Scan the listing below. Report each line that includes "TypeScript".

**DATA ROWS:**
——————————
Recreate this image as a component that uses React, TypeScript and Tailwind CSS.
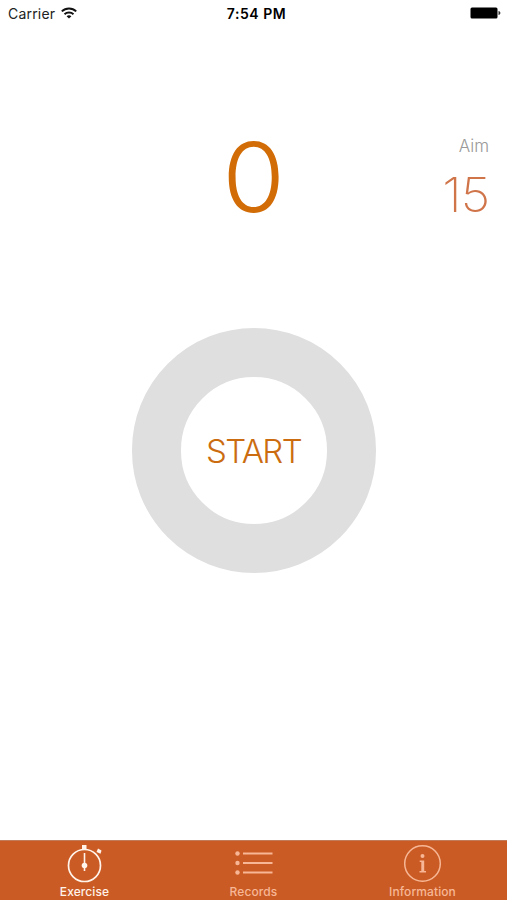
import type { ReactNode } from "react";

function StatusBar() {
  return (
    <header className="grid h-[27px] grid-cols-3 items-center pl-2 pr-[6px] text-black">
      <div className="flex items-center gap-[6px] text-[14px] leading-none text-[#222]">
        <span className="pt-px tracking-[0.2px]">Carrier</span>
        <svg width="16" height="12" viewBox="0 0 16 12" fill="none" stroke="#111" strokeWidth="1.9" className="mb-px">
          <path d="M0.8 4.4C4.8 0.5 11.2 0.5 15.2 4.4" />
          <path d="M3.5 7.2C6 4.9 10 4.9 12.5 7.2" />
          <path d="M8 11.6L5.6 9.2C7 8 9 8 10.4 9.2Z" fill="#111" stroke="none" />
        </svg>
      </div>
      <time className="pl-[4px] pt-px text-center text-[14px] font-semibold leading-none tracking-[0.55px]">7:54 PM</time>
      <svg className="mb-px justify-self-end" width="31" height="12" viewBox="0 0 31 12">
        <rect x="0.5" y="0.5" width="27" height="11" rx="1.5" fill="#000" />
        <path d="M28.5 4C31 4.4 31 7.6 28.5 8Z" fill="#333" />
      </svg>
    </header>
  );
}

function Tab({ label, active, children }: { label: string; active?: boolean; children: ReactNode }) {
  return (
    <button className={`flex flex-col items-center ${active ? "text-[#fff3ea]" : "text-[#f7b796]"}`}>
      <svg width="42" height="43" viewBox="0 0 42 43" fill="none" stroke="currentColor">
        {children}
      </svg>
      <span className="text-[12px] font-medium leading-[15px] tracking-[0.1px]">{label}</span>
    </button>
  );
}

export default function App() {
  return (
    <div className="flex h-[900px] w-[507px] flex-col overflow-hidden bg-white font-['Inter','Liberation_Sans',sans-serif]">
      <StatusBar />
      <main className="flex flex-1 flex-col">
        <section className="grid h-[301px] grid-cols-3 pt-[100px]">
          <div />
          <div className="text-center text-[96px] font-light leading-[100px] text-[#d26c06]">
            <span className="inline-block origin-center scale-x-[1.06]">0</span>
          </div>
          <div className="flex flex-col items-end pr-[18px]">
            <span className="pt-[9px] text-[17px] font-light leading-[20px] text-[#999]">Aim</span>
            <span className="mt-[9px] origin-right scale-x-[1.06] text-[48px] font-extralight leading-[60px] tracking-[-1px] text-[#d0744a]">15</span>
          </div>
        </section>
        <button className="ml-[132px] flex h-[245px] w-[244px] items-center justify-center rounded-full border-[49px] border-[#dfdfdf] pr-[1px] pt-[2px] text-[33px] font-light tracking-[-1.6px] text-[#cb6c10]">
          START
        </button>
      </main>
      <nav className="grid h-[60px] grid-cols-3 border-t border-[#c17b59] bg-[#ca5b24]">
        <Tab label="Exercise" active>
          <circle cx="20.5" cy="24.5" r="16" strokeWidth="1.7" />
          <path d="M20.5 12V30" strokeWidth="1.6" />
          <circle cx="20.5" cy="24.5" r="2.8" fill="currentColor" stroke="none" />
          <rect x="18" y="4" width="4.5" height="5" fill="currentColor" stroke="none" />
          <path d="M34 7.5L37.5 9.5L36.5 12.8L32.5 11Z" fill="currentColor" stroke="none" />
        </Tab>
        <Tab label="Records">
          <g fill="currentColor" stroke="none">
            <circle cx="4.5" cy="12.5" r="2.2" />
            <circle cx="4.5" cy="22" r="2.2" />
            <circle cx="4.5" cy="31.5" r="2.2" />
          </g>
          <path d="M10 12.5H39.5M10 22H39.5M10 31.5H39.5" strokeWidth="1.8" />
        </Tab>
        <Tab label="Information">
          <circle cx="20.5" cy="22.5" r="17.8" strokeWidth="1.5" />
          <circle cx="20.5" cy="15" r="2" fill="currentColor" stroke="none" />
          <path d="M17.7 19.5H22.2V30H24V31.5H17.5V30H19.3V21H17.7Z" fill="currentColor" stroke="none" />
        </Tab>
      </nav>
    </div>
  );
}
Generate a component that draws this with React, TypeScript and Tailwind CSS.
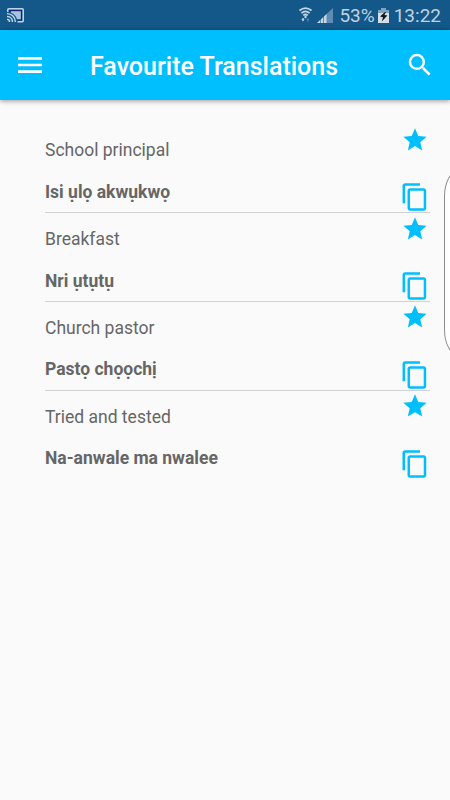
——————————
**SOLVED EXERCISE:**
Recreate this image as a component that uses React, TypeScript and Tailwind CSS.
Generate a component that draws this with React, TypeScript and Tailwind CSS.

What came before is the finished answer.